Sometimes the only way you can tell something is art is because it was made by an artist.

How's the weather up there, Mr. Lincoln?
Did you see 'Lincoln'? Go see it. 

Not the whole thing. The first five minutes will do. Go ahead. I'll be here when you get back.

Okay. Notice anything… funny? I'll give you a hint. It's the scene at the beginning, where Lincoln (Daniel Day-Lewis) is talking to the soldiers. Lincoln is sitting on a covered platform; the soldiers are standing on muddy ground. Tents are pitched around them. Campfires burn.

When we're looking at Lincoln, it's raining. Hard. That backlight thing Steven Spielberg likes so much –– with shafts of light that illuminate the weather –– makes it impossible not to notice. But when we're looking at the soldiers Lincoln is talking to –– same time, same conversation –– nary a drop is falling.

It's tempting to call this a mistake. It isn't. 

It's not a mistake because while in real life, we have to put up with whatever weather we're given, as directors we get to make whatever weather we want. 

If we want rain –– even if the forecast calls for a 90% chance –– we bring in water trucks and hire crew members to build and operate the rigging necessary to make it look natural. 

If we don't want rain it's a little easier. It takes a serious downpour to register as rain on film. Still, if there's money in the budget and we're not shooting in Southern California, we bring in tarps or silks and rigging and hire crew members to build and secure the rigging and light through and/or around it. 

That's what we do. We make daytime look like night, winter look like summer, and sunny look like cloudy. 

This goes a long way toward explaining why movies are so damn expensive to make. 

When the UPM and the Assistant Director (Susan McNamara and Adam Somner) broke down the script for 'Lincoln' with Spielberg, they went through every single scene and asked Mr. Spielberg, among other things, whether he wanted any special weather effects. That's their job.

It’s the UPM’s job because it affects the budget. Rain takes trucks and water and rigs and all sorts of ancillary characters that need to be added to the number of people to be wrangled and fed and provided parking spots and restroom facilities on that day. It’s the AD’s job because it affects both the shooting schedule and the safety of the crew members and actors. The three of them have more than 100 films under their collective belts. This ain’t none of them's first rodeo.

Then there's the script supervisor whose job it is to make sure that continuity is maintained. When Anna Rane showed up on the day they shot that scene, she would have asked Mr. Spielberg if he was sure the scene was going to cut, what with rain when the camera was pointing in one direction and no rain in the other. You don't get to be script supervisor for Steven Spielberg by letting huge continuity lapses happen. 
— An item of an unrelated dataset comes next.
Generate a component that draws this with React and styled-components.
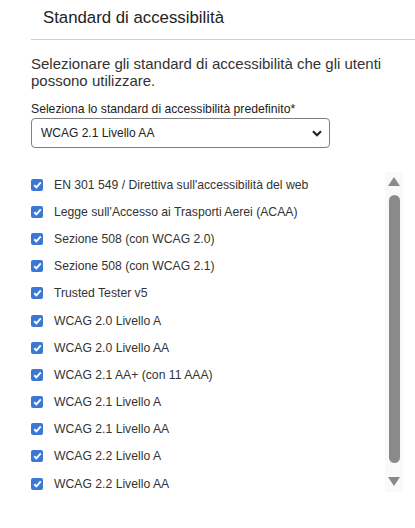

And don't forget the crew. As in the entire crew. The gaffers who lit the scene. The grips who rigged it. Maybe they didn't all notice, but I'll bet some did. I guarantee you Ryan Cole did. He's the sound recordist who had to fight the sound of the rain in one shot and didn't have to deal with it in the reverse. 

I figure one of two things happened here: Either a) somebody made an announcement to the entire crew that yes, they knew the rain gag was going to be inconsistent, but that's what they were going for or b) Spielberg had to contend with a relentless parade of helpful people pointing out to him that they were shooting rain when there wasn't rain before or that they weren't shooting rain when there was rain before. 

I mean, seriously, if you were one of the more than 60 production assistants on this show –– even if it was your first time stepping onto a film set –– wouldn't you go out of your way to be helpful in hopes that you’ll impress someone enough be invited to the next one or get promoted to a better, higher-paying job?

No, I'm certain this scene was shot just the way Spielberg intended it to be. And it must have worked for the members of the Academy, too, because he got nominated for Best Director.

All of this is leading up to a point and the point is this: I don't get it.

I don't get what he was going for. I don't understand why you'd shoot a scene that is so clearly discontinuous. 

I suppose it's art. To me, it smells a lot like Kool-Aid.